The Twitterverse latched onto Hahn’s admonition of MLB Network’s Jon Heyman, who in a Monday-morning appearance on The Score suggested Pedro Grifol could be on the hot seat and even fired after his first year at the helm on the South Side. Considering Hahn’s done nothing but shift blame away from Grifol as the team sputtered to a horrid start and placed it, publicly, on himself, this was a strange suggestion, and Hahn said a phone call with Heyman resulted in the national reporter admitting he was simply speculating.
But the more consequential part of Hahn’s media session Monday was that the White Sox will need to be a lot better than merely in the hunt to win a bad division to justify a “buy-now” approach a month and a half from now.
“The goals have always been higher than just making the playoffs,” Hahn said, a regularly used refrain during the team’s rebuilding days, when Hahn was focused on constructing an annual winner as opposed to a team that could have one good season before falling back into — dare I use that word? — mediocrity. “If we’re able to turn this around and get ourselves in a position to win this division, given that we are currently 11 under, we are obviously going to be playing pretty damn good baseball for the final two, three months of the season, which would give us reason to believe that the postseason performance could be better.
“Making the playoffs is important.
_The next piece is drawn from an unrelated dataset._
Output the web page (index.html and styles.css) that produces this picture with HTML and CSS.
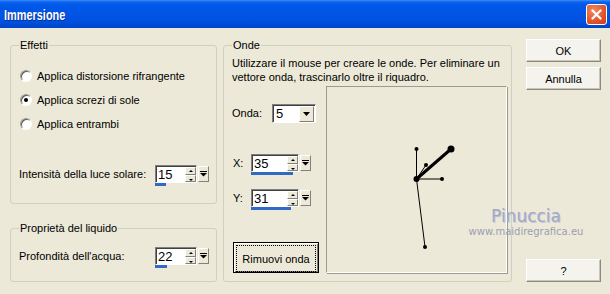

But the goals are loftier than that. And when we judge ultimately what happens as we get much closer to Aug. 1 than we are now, how we project our ability to not only win the division but to make an impact in October is going to factor in.”
It’s not a huge difference, of course, and there was plenty of talk from Hahn and Grifol on Monday about belief in a talented team and the possibility of a turnaround. But it would seem that the prospect of winning the division alone would not be enough to make these White Sox full-blown sellers. There would need to be a convincing argument that a division title could turn into something bigger come October.
The Central-leading Twins started Monday at .500, and it wouldn’t be ridiculous (outside the fact that a lot can change in three and a half months) to suggest that they’d be hard-pressed to make noise in the postseason. The White Sox, currently, are 11 games worse than that.
You do the math.
But considering that two and a half months of mostly disappointing baseball have failed to completely jettison the White Sox from the list of division contenders means that one and a half more months of it could result in the same, just as the weeks since Memorial Day have done nothing to change their situation.
Considering those long-held goals of long-term contention, would the White Sox straight up forego contending for a division title in 2023 to better their chances at doing so — and doing so more consistently — in 2024 and beyond?
According to Hahn, it’s not an impossible end point for the team’s still-undecided approach to the trade deadline.
“That could happen,” Hahn said. “Speculation at this time of year, leading up to Aug. 1, that’s the nature of the beast. That’s going to happen. That’s what makes part of it exciting and accessible for fans. You can speculate on any sort of pivot between now and Aug. 1.
“In the end, it’s going to come down to an assessment of: How realistic are this club’s chances of getting to October and doing something? And then, what is the market? What is the return available to us if we make certain moves? Do they reinforce ‘24? Do they reinforce ‘25? How prudent it is to focus on those dates in the more distant future versus the more immediate?
“It’s reasonable to speculate about all of that. But there’s a lot of time left before that market really plays out.”
And so, the White Sox are where they have been, only now with less time to force Hahn and the front office to push toward this October. A two-win road trip through Los Angeles and Seattle extended the team’s string of lost series to three straight, and they returned home for a matchup with the Rangers, who started Monday tied for the third-best record in the sport.
Will that turnaround ever come?
“I think everyone in that clubhouse thinks this division is up for the taking,” Grifol said. “Nobody seems to be running away with it. Five and a half games back is certainly a number that’s attainable. Maybe three or four weeks ago, we were nine and a half back. We’ve made up four games, and we haven’t played our best baseball. So we’re extremely optimistic this thing will click for us.
“Everybody in that clubhouse is optimistic that we’re going to put this together, and we’re in striking distance of where we want to be. Should we be better? Probably. But we’re not. This is where we are. We can only look at where we’re at, continue to work and play baseball the way we feel like we can.”
If that happens, Hahn & Co. might find reason to bolster the roster in an attempt to secure a playoff spot. Rejecting such an opportunity, even in favor of a strategy of improving the long-term health of the organization, could prove costly. After all, postseason appearances have never been in ample supply on the South Side.
In 123 years, they’ve played past the end of the regular season all of 11 times. Adding to that list might not mean a trip to the World Series, but it’d rank as one of the more successful seasons in franchise history.
Hence the trickiness of making these impactful decisions under these circumstances.
“(Since Memorial Day) we’ve treaded water, but we’ve yet to really go on that run,” Hahn said. “We’re going to need that run here in the next few weeks before we get up against Aug. 1.”